FATCA generally requires the reporting of foreign financial assets, including some common ones:

  • Financial accounts held at foreign financial institutions;
  • Foreign stocks or securities not held in a financial account;
  • Foreign partnership interests; and
  • Foreign mutual funds.

And some less common ones:

  • Investment assets held by foreign or domestic grantor trusts for which you are the grantor;
  • Foreign-issued life insurance or annuity contracts with a cash-value; and
  • Foreign hedge funds and foreign private equity funds.

The information reporting from FATCA comes from two sources:

  • U.S. taxpayers reporting their foreign financial accounts and offshore assets, and
  • Foreign financial institutions reporting about accounts held by U.S. taxpayers
    • (or foreign entities in which U.S. taxpayers hold a significant ownership).

Essentially, if you're a U.S. taxpayer with foreign financial assets of more than a certain amount, you may be required to report them to the IRS.
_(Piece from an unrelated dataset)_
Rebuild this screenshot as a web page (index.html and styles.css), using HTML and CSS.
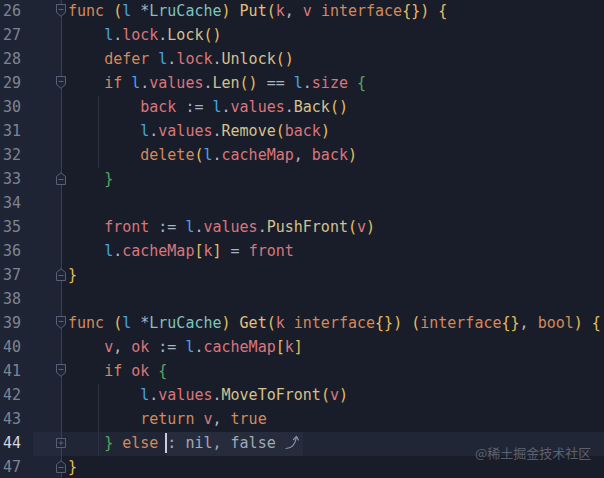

FATCA and other requirements for international taxpayers are complex topics. After you review this page, you may want to discuss your situation with a tax professional or legal advisor.

Figure out if you need to report your assets, and report them to the IRS

U.S. citizens, U.S. individual residents, and a very limited number of U.S. nonresident individuals who own certain foreign financial accounts or other offshore assets must report those assets to the IRS if they exceed certain amounts.

The amount is different depending on if you live inside or outside the U.S., and if you are filing as single, married filing jointly, or married filing separately.

The specific amounts are listed in the Instructions for IRS Form 8938, Statement of Specified Financial Assets.

Penalties apply if you fail to file an accurate IRS Form 8938, Statement of Specified Financial Assets.

You don't have to file IRS Form 8938 if you don’t have to file an income tax return for the tax year, regardless of the value of your specified foreign financial assets.

How to report your foreign assets to the IRS

Foreign assets are reported on IRS Form 8938, Statement of Specified Foreign Financial Assets.

Fill out the form and attach it to your tax return.

There are penalties if you must file IRS Form 8938, Statement of Specified Foreign Financial Assets, and don’t, or if you file it and it is incorrect.

Taxpayers with foreign financial accounts may have to report information under both FATCA and Bank Secrecy Act regulations (FBAR). Separate penalties may apply for failing to file each form.

Remember that FATCA isn’t just about you reporting your own assets. Foreign financial institutions may provide third-party information reporting about financial accounts to the IRS, including the identity and certain financial information associated with the account. Be sure your information matches what the institution sends.

Form 8938, Statement of Specified Foreign Financial Assets

Form 8938 Instructions, Statement of Specified Foreign Financial Assets

Publication 54, Tax Guide for U.S. Citizens and Resident Aliens Abroad

Publication 570, Tax Guide for Individuals With Income From U.S. Possessions


FATCA Information for Individuals

FATCA Frequently Asked Questions for Businesses

The IRS office in Philadelphia, Pennsylvania provides international tax assistance. This office is open Monday through Friday from 6:00 a.m. to 11:00 p.m. EST (10:00 a.m. to 3:00 a.m. GMT):

  • Phone: (267) 941-1000 (not toll-free)
  • FAX: (681) 247-3101

Browse common tax issues and situations at Get Help.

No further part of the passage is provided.